** start **

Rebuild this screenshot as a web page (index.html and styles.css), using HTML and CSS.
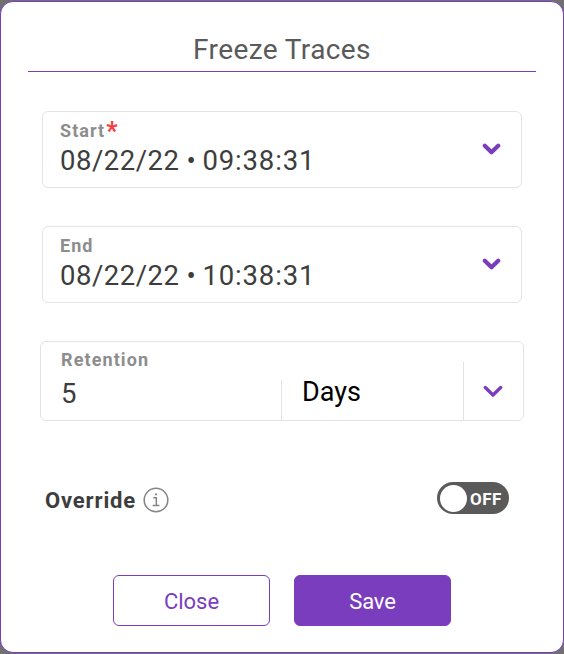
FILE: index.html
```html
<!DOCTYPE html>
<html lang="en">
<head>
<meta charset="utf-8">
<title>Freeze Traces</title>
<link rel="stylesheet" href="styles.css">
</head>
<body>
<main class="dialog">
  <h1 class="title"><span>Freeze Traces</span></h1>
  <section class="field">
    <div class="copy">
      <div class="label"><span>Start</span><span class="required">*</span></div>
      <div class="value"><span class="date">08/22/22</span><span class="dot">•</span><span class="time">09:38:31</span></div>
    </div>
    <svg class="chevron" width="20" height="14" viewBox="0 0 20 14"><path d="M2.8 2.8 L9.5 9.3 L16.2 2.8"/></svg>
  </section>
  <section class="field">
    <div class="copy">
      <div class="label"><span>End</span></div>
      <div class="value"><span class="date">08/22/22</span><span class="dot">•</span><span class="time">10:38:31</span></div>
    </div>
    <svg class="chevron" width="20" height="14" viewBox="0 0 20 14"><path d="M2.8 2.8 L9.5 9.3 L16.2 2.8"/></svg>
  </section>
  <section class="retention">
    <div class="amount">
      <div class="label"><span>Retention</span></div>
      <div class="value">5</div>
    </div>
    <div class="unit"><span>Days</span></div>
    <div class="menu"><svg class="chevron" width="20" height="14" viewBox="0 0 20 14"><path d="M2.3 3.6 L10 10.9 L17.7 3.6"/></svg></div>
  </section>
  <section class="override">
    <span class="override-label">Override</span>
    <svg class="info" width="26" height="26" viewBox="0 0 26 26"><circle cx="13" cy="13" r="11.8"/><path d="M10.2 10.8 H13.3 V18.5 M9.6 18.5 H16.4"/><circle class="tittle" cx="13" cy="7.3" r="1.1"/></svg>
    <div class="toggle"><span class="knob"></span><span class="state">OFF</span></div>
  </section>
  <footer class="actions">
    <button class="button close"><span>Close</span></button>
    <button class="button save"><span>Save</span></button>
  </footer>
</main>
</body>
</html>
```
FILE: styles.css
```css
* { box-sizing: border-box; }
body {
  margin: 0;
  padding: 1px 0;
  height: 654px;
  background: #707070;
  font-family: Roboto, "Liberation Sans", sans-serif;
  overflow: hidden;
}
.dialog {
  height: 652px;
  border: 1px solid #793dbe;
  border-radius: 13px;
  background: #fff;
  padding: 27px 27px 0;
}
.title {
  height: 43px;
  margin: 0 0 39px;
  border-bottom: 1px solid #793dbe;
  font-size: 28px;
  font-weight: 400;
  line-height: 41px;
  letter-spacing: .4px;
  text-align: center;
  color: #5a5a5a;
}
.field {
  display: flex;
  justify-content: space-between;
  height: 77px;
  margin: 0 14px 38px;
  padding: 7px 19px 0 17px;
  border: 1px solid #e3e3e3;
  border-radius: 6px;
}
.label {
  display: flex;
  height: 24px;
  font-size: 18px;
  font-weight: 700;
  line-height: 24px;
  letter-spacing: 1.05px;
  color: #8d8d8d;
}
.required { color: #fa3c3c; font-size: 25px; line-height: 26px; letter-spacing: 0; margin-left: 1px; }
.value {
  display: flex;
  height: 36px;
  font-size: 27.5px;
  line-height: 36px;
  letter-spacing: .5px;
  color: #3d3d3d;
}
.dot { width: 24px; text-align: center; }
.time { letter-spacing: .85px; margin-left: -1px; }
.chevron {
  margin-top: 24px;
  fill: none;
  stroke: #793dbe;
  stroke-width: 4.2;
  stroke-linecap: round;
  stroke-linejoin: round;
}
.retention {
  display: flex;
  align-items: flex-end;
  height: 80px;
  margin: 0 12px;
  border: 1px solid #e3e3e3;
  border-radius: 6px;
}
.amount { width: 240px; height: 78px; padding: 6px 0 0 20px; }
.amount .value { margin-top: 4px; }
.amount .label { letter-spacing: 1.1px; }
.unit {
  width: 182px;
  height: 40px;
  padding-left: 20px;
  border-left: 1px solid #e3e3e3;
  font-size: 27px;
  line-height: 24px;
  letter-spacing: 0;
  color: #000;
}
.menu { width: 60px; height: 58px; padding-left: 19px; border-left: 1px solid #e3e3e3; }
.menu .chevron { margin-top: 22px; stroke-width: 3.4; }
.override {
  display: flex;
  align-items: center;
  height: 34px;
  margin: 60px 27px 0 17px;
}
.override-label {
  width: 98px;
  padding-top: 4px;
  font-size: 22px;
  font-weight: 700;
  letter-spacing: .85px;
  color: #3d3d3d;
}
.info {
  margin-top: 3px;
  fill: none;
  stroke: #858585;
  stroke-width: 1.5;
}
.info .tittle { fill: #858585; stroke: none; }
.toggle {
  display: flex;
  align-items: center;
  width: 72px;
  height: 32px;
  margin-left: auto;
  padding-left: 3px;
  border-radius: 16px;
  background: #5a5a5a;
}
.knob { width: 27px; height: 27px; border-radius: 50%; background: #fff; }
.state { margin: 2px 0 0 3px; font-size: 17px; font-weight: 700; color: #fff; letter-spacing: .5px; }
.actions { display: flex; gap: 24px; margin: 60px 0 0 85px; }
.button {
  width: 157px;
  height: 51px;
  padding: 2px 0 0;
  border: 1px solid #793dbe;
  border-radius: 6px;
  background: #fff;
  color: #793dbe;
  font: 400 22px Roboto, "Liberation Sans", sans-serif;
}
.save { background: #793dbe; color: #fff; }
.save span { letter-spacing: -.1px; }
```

** end **

• **Exercise description**: Count the lines above that contain the word "styles". Give only the number.

• **Exercise response**: 3